Director Parshu Dahal and the team at Society Development Center (SODEC) have been one of our main partners for many years in Nepal. SODEC is a non-profit that Deana helped to found in 2001 during her tenure as a Peace Corps Volunteer. The organization has been focused on innovative poverty alleviation programs throughout the last 15 years, including CLN’s tea, coffee, and almond programs. In 2016, we are supporting permanent office construction after the SODEC office space was destroyed in the earthquakes last year. SODEC has been successful for many years in garnering program grants from the government and international non-profits, but those funds do not cover overhead expenses like building rent. Rent and overhead are, in fact, the most difficult things for a local NGO to get funding for. Part of our plan to help ensure the sustainability of their organization and their programs in the years to come is to reduce the long-term overhead costs and be sure they have an office for their work.
As an organization, SODEC has been progressive not only in its field work but also in its staffing. The new board was formed this fall comprised of 4 men and 3 women, including SODEC’s first female board chairperson—a gender balance that is uncommon in rural Nepal. Equally uncommon, the board reflects the ethnic diversity of the area with 5 different castes represented among the 7 individuals, including someone from what was once considered an “untouchable” caste. In an era when Nepal has been brutally divided along ethnic lines, it’s a sign of peace and progress that this team is so diverse and is working side-by-side on its goals and programs. CLN is proud to continue partnering with SODEC on organic cash crops and other innovative economic programs.
The full SODEC team and board (~25 people) met this year to review construction plans and discussed how to make the office a local model of better home construction, garden care, and living situation with improved sanitation. This was a collaborative process where everyone’s voice was heard–and they fielded many different ideas. Although the area is too remote to make options like Compress Earth Brick (CEB) technology feasible, they are using improved techniques for stone masonry construction to demonstrate the new methods approved by the government. They are also working with the surrounding village to demonstrate and promote kitchens with smoke/steam outlets and good lighting–both important for women’s health because women often suffer from emphysema and poor eyesight due to kitchen conditions. The office will have a small garden also as a model for keeping kitchen gardens close to the house, with livestock further away for improved sanitation and hygiene.
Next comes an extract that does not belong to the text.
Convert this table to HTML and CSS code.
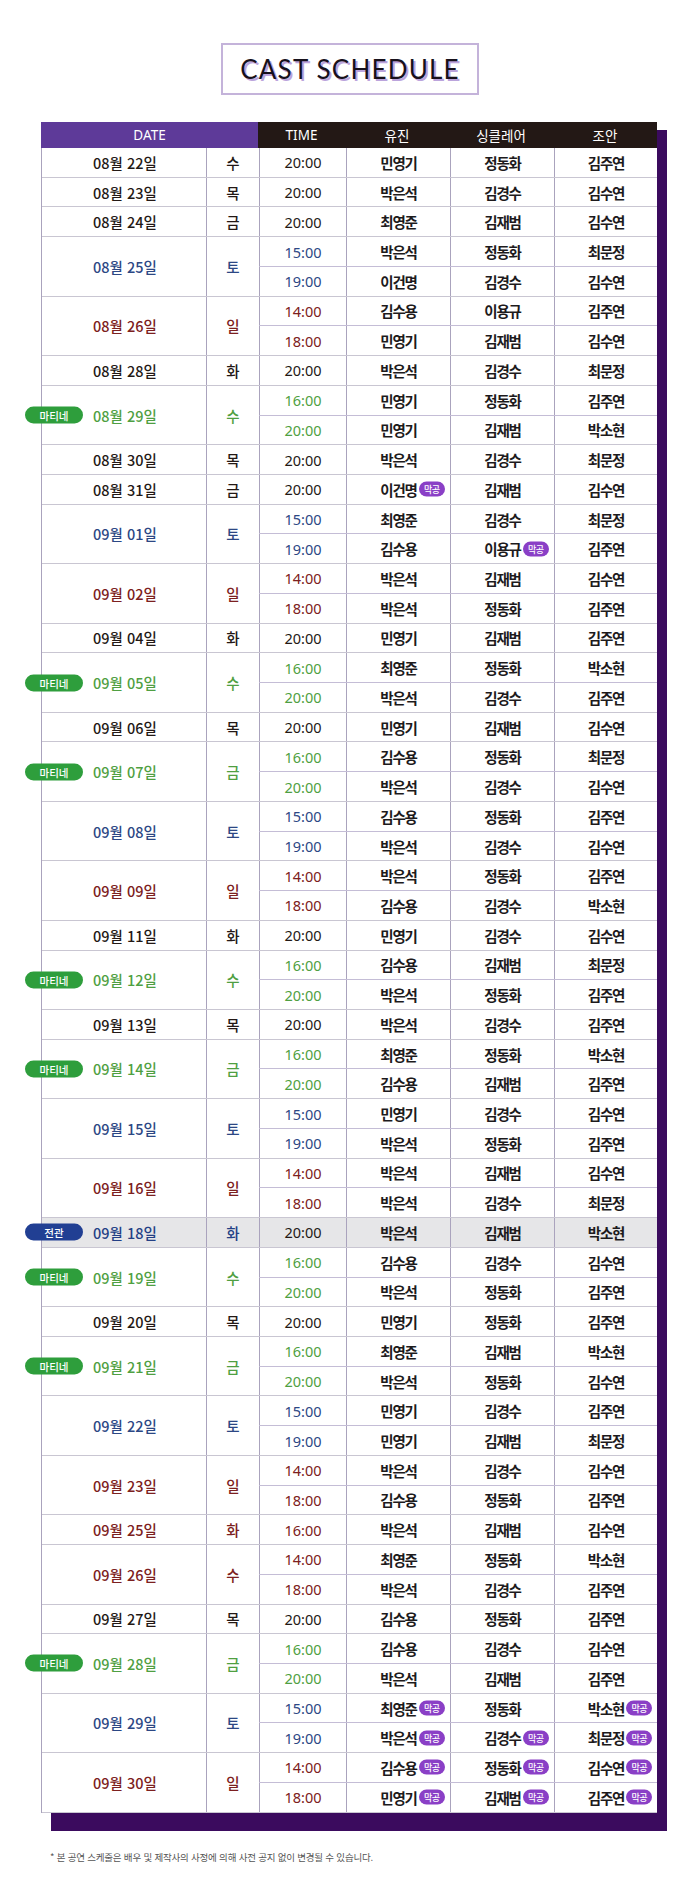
FILE: index.html
```html
<!DOCTYPE html>
<html lang="ko">
<head>
<meta charset="utf-8">
<title>Cast Schedule</title>
<link rel="stylesheet" href="styles.css">
</head>
<body>
<div class="page">
  <div class="title-wrap"><h1 class="title">CAST SCHEDULE</h1></div>

  <div class="sheet">
    <div class="head">
      <div class="h-date">DATE</div>
      <div class="h-rest">
        <div>TIME</div><div>유진</div><div>싱클레어</div><div>조안</div>
      </div>
    </div>

    <div class="g g1"><div class="d">08월 22일</div><div class="w">수</div><div class="slots"><div class="s"><span class="t">20:00</span><span class="n">민영기</span><span class="n">정동화</span><span class="n">김주연</span></div></div></div>
    <div class="g g1"><div class="d">08월 23일</div><div class="w">목</div><div class="slots"><div class="s"><span class="t">20:00</span><span class="n">박은석</span><span class="n">김경수</span><span class="n">김수연</span></div></div></div>
    <div class="g g1"><div class="d">08월 24일</div><div class="w">금</div><div class="slots"><div class="s"><span class="t">20:00</span><span class="n">최영준</span><span class="n">김재범</span><span class="n">김수연</span></div></div></div>
    <div class="g g2 blue"><div class="d">08월 25일</div><div class="w">토</div><div class="slots"><div class="s"><span class="t">15:00</span><span class="n">박은석</span><span class="n">정동화</span><span class="n">최문정</span></div><div class="s"><span class="t">19:00</span><span class="n">이건명</span><span class="n">김경수</span><span class="n">김수연</span></div></div></div>
    <div class="g g2 red"><div class="d">08월 26일</div><div class="w">일</div><div class="slots"><div class="s"><span class="t">14:00</span><span class="n">김수용</span><span class="n">이용규</span><span class="n">김주연</span></div><div class="s"><span class="t">18:00</span><span class="n">민영기</span><span class="n">김재범</span><span class="n">김수연</span></div></div></div>
    <div class="g g1"><div class="d">08월 28일</div><div class="w">화</div><div class="slots"><div class="s"><span class="t">20:00</span><span class="n">박은석</span><span class="n">김경수</span><span class="n">최문정</span></div></div></div>
    <div class="g g2 green"><div class="d"><span class="tag tag-mat">마티네</span>08월 29일</div><div class="w">수</div><div class="slots"><div class="s"><span class="t">16:00</span><span class="n">민영기</span><span class="n">정동화</span><span class="n">김주연</span></div><div class="s"><span class="t">20:00</span><span class="n">민영기</span><span class="n">김재범</span><span class="n">박소현</span></div></div></div>
    <div class="g g1"><div class="d">08월 30일</div><div class="w">목</div><div class="slots"><div class="s"><span class="t">20:00</span><span class="n">박은석</span><span class="n">김경수</span><span class="n">최문정</span></div></div></div>
    <div class="g g1"><div class="d">08월 31일</div><div class="w">금</div><div class="slots"><div class="s"><span class="t">20:00</span><span class="n"><span class="nm">이건명<i class="mk">막공</i></span></span><span class="n">김재범</span><span class="n">김수연</span></div></div></div>
    <div class="g g2 blue"><div class="d">09월 01일</div><div class="w">토</div><div class="slots"><div class="s"><span class="t">15:00</span><span class="n">최영준</span><span class="n">김경수</span><span class="n">최문정</span></div><div class="s"><span class="t">19:00</span><span class="n">김수용</span><span class="n"><span class="nm">이용규<i class="mk">막공</i></span></span><span class="n">김주연</span></div></div></div>
    <div class="g g2 red"><div class="d">09월 02일</div><div class="w">일</div><div class="slots"><div class="s"><span class="t">14:00</span><span class="n">박은석</span><span class="n">김재범</span><span class="n">김수연</span></div><div class="s"><span class="t">18:00</span><span class="n">박은석</span><span class="n">정동화</span><span class="n">김주연</span></div></div></div>
    <div class="g g1"><div class="d">09월 04일</div><div class="w">화</div><div class="slots"><div class="s"><span class="t">20:00</span><span class="n">민영기</span><span class="n">김재범</span><span class="n">김주연</span></div></div></div>
    <div class="g g2 green"><div class="d"><span class="tag tag-mat">마티네</span>09월 05일</div><div class="w">수</div><div class="slots"><div class="s"><span class="t">16:00</span><span class="n">최영준</span><span class="n">정동화</span><span class="n">박소현</span></div><div class="s"><span class="t">20:00</span><span class="n">박은석</span><span class="n">김경수</span><span class="n">김주연</span></div></div></div>
    <div class="g g1"><div class="d">09월 06일</div><div class="w">목</div><div class="slots"><div class="s"><span class="t">20:00</span><span class="n">민영기</span><span class="n">김재범</span><span class="n">김수연</span></div></div></div>
    <div class="g g2 green"><div class="d"><span class="tag tag-mat">마티네</span>09월 07일</div><div class="w">금</div><div class="slots"><div class="s"><span class="t">16:00</span><span class="n">김수용</span><span class="n">정동화</span><span class="n">최문정</span></div><div class="s"><span class="t">20:00</span><span class="n">박은석</span><span class="n">김경수</span><span class="n">김수연</span></div></div></div>
    <div class="g g2 blue"><div class="d">09월 08일</div><div class="w">토</div><div class="slots"><div class="s"><span class="t">15:00</span><span class="n">김수용</span><span class="n">정동화</span><span class="n">김주연</span></div><div class="s"><span class="t">19:00</span><span class="n">박은석</span><span class="n">김경수</span><span class="n">김수연</span></div></div></div>
    <div class="g g2 red"><div class="d">09월 09일</div><div class="w">일</div><div class="slots"><div class="s"><span class="t">14:00</span><span class="n">박은석</span><span class="n">정동화</span><span class="n">김주연</span></div><div class="s"><span class="t">18:00</span><span class="n">김수용</span><span class="n">김경수</span><span class="n">박소현</span></div></div></div>
    <div class="g g1"><div class="d">09월 11일</div><div class="w">화</div><div class="slots"><div class="s"><span class="t">20:00</span><span class="n">민영기</span><span class="n">김경수</span><span class="n">김수연</span></div></div></div>
    <div class="g g2 green"><div class="d"><span class="tag tag-mat">마티네</span>09월 12일</div><div class="w">수</div><div class="slots"><div class="s"><span class="t">16:00</span><span class="n">김수용</span><span class="n">김재범</span><span class="n">최문정</span></div><div class="s"><span class="t">20:00</span><span class="n">박은석</span><span class="n">정동화</span><span class="n">김주연</span></div></div></div>
    <div class="g g1"><div class="d">09월 13일</div><div class="w">목</div><div class="slots"><div class="s"><span class="t">20:00</span><span class="n">박은석</span><span class="n">김경수</span><span class="n">김주연</span></div></div></div>
    <div class="g g2 green"><div class="d"><span class="tag tag-mat">마티네</span>09월 14일</div><div class="w">금</div><div class="slots"><div class="s"><span class="t">16:00</span><span class="n">최영준</span><span class="n">정동화</span><span class="n">박소현</span></div><div class="s"><span class="t">20:00</span><span class="n">김수용</span><span class="n">김재범</span><span class="n">김주연</span></div></div></div>
    <div class="g g2 blue"><div class="d">09월 15일</div><div class="w">토</div><div class="slots"><div class="s"><span class="t">15:00</span><span class="n">민영기</span><span class="n">김경수</span><span class="n">김수연</span></div><div class="s"><span class="t">19:00</span><span class="n">박은석</span><span class="n">정동화</span><span class="n">김주연</span></div></div></div>
    <div class="g g2 red"><div class="d">09월 16일</div><div class="w">일</div><div class="slots"><div class="s"><span class="t">14:00</span><span class="n">박은석</span><span class="n">김재범</span><span class="n">김수연</span></div><div class="s"><span class="t">18:00</span><span class="n">박은석</span><span class="n">김경수</span><span class="n">최문정</span></div></div></div>
    <div class="g g1 full"><div class="d"><span class="tag tag-full">전관</span>09월 18일</div><div class="w">화</div><div class="slots"><div class="s"><span class="t">20:00</span><span class="n">박은석</span><span class="n">김재범</span><span class="n">박소현</span></div></div></div>
    <div class="g g2 green"><div class="d"><span class="tag tag-mat">마티네</span>09월 19일</div><div class="w">수</div><div class="slots"><div class="s"><span class="t">16:00</span><span class="n">김수용</span><span class="n">김경수</span><span class="n">김수연</span></div><div class="s"><span class="t">20:00</span><span class="n">박은석</span><span class="n">정동화</span><span class="n">김주연</span></div></div></div>
    <div class="g g1"><div class="d">09월 20일</div><div class="w">목</div><div class="slots"><div class="s"><span class="t">20:00</span><span class="n">민영기</span><span class="n">정동화</span><span class="n">김주연</span></div></div></div>
    <div class="g g2 green"><div class="d"><span class="tag tag-mat">마티네</span>09월 21일</div><div class="w">금</div><div class="slots"><div class="s"><span class="t">16:00</span><span class="n">최영준</span><span class="n">김재범</span><span class="n">박소현</span></div><div class="s"><span class="t">20:00</span><span class="n">박은석</span><span class="n">정동화</span><span class="n">김수연</span></div></div></div>
    <div class="g g2 blue"><div class="d">09월 22일</div><div class="w">토</div><div class="slots"><div class="s"><span class="t">15:00</span><span class="n">민영기</span><span class="n">김경수</span><span class="n">김주연</span></div><div class="s"><span class="t">19:00</span><span class="n">민영기</span><span class="n">김재범</span><span class="n">최문정</span></div></div></div>
    <div class="g g2 red"><div class="d">09월 23일</div><div class="w">일</div><div class="slots"><div class="s"><span class="t">14:00</span><span class="n">박은석</span><span class="n">김경수</span><span class="n">김수연</span></div><div class="s"><span class="t">18:00</span><span class="n">김수용</span><span class="n">정동화</span><span class="n">김주연</span></div></div></div>
    <div class="g g1 red"><div class="d">09월 25일</div><div class="w">화</div><div class="slots"><div class="s"><span class="t">16:00</span><span class="n">박은석</span><span class="n">김재범</span><span class="n">김수연</span></div></div></div>
    <div class="g g2 red"><div class="d">09월 26일</div><div class="w">수</div><div class="slots"><div class="s"><span class="t">14:00</span><span class="n">최영준</span><span class="n">정동화</span><span class="n">박소현</span></div><div class="s"><span class="t">18:00</span><span class="n">박은석</span><span class="n">김경수</span><span class="n">김주연</span></div></div></div>
    <div class="g g1"><div class="d">09월 27일</div><div class="w">목</div><div class="slots"><div class="s"><span class="t">20:00</span><span class="n">김수용</span><span class="n">정동화</span><span class="n">김주연</span></div></div></div>
    <div class="g g2 green"><div class="d"><span class="tag tag-mat">마티네</span>09월 28일</div><div class="w">금</div><div class="slots"><div class="s"><span class="t">16:00</span><span class="n">김수용</span><span class="n">김경수</span><span class="n">김수연</span></div><div class="s"><span class="t">20:00</span><span class="n">박은석</span><span class="n">김재범</span><span class="n">김주연</span></div></div></div>
    <div class="g g2 blue"><div class="d">09월 29일</div><div class="w">토</div><div class="slots"><div class="s"><span class="t">15:00</span><span class="n"><span class="nm">최영준<i class="mk">막공</i></span></span><span class="n">정동화</span><span class="n"><span class="nm">박소현<i class="mk">막공</i></span></span></div><div class="s"><span class="t">19:00</span><span class="n"><span class="nm">박은석<i class="mk">막공</i></span></span><span class="n"><span class="nm">김경수<i class="mk">막공</i></span></span><span class="n"><span class="nm">최문정<i class="mk">막공</i></span></span></div></div></div>
    <div class="g g2 red"><div class="d">09월 30일</div><div class="w">일</div><div class="slots"><div class="s"><span class="t">14:00</span><span class="n"><span class="nm">김수용<i class="mk">막공</i></span></span><span class="n"><span class="nm">정동화<i class="mk">막공</i></span></span><span class="n"><span class="nm">김수연<i class="mk">막공</i></span></span></div><div class="s"><span class="t">18:00</span><span class="n"><span class="nm">민영기<i class="mk">막공</i></span></span><span class="n"><span class="nm">김재범<i class="mk">막공</i></span></span><span class="n"><span class="nm">김주연<i class="mk">막공</i></span></span></div></div></div>
  </div>

  <p class="note">* 본 공연 스케줄은 배우 및 제작사의 사정에 의해 사전 공지 없이 변경될 수 있습니다.</p>
</div>
</body>
</html>
```

FILE: styles.css
```css
* { box-sizing: border-box; }

html, body {
  margin: 0;
  padding: 0;
  background: #ffffff;
}

body {
  font-family: "Noto Sans CJK KR", "Noto Sans", sans-serif;
  color: #231815;
}

.page {
  width: 700px;
  min-height: 1890px;
  padding-top: 43px;
}

.title-wrap {
  display: flex;
  justify-content: center;
}

.title {
  margin: 0;
  width: 258px;
  height: 52px;
  border: 2px solid #c4b3da;
  display: flex;
  align-items: center;
  justify-content: center;
  font-family: "Lato", "Liberation Sans", sans-serif;
  font-weight: 400;
  font-size: 26px;
  letter-spacing: 1.2px;
  color: #17111c;
  text-shadow: 2px 2px 0 #bba4dc;
}

.sheet {
  position: relative;
  z-index: 0;
  width: 616px;
  margin: 27px 0 0 41px;
  border-left: 1px solid #aaa3bd;
}

.sheet::before {
  content: "";
  position: absolute;
  top: 8px;
  left: 9px;
  right: -10px;
  bottom: -18px;
  background: #3b0b5e;
  z-index: -1;
}

.head {
  display: grid;
  grid-template-columns: 217px 1fr;
  height: 26px;
  color: #fff;
  font-family: "Noto Sans", "Noto Sans CJK KR", sans-serif;
  font-size: 13.5px;
  margin-left: -1px;
}

.h-date {
  background: #5e3a99;
  display: flex;
  align-items: center;
  justify-content: center;
}

.h-rest {
  background: #231815;
  display: grid;
  grid-template-columns: 87px 104px 104px 1fr;
}

.h-rest div {
  display: flex;
  align-items: center;
  justify-content: center;
}

.g {
  display: grid;
  grid-template-columns: 164px 53px 1fr;
  border-bottom: 1px solid #c9c6d2;
  background: #fff;
}

.g1 { height: 29.73px; }
.g2 { height: 59.46px; }

.d, .w {
  display: flex;
  align-items: center;
  justify-content: center;
  font-family: "Noto Sans CJK KR", "Noto Sans", sans-serif;
  font-size: 14.5px;
  font-weight: 500;
}

.d {
  position: relative;
  padding-left: 2px;
}

.w {
  border-left: 1px solid #aaa3bd;
}

.slots {
  display: flex;
  flex-direction: column;
}

.s {
  flex: 1;
  display: grid;
  grid-template-columns: 87px 104px 104px 1fr;
}

.s + .s {
  border-top: 1px solid #c4bdd6;
}

.t, .n {
  display: flex;
  align-items: center;
  justify-content: center;
  border-left: 1px solid #aaa3bd;
}

.t {
  font-family: "Noto Sans", sans-serif;
  font-size: 14.5px;
  font-weight: 400;
}

.n {
  font-size: 14.5px;
  font-weight: 700;
  letter-spacing: -1.2px;
  color: #1d1a1c;
}

.nm {
  position: relative;
}

.mk {
  position: absolute;
  left: calc(100% + 2px);
  top: 50%;
  transform: translateY(-50%);
  width: 26px;
  height: 15px;
  border-radius: 8px;
  background: #8a3fc6;
  color: #fff;
  font-style: normal;
  font-size: 9px;
  font-weight: 500;
  letter-spacing: -0.5px;
  display: flex;
  align-items: center;
  justify-content: center;
}

.tag {
  position: absolute;
  left: -17px;
  top: 50%;
  transform: translateY(-50%);
  width: 58px;
  height: 17px;
  border-radius: 9px;
  color: #fff;
  font-family: "Noto Sans CJK KR", sans-serif;
  font-size: 10.5px;
  font-weight: 500;
  display: flex;
  align-items: center;
  justify-content: center;
}

.tag-mat { background: #2e9e3c; }
.tag-full { background: #213f93; }

.blue .d, .blue .w, .blue .t { color: #2c4784; }
.red .d, .red .w, .red .t { color: #7c2020; }
.green .d, .green .w, .green .t { color: #4f9f42; }

.full { background: #e6e6e8; }
.full .d, .full .w { color: #233f85; }

.note {
  margin: 37px 0 0 50px;
  font-size: 9.5px;
  color: #555;
  letter-spacing: -0.2px;
}
```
When asked recently how the team was feeling about the new building, Parshu replied, “Oh my god, everyone is so excited!” They have spent the monsoon season collecting materials and waiting for the roads (which become impassable mud in the summer) to reopen for transport of concrete. SODEC launched fully into construction in September and completed the building rapidly. After a ceremony to bless the new office last month, they are now working on the final touches of painting, planting the grounds, and making the furniture by the end of the year!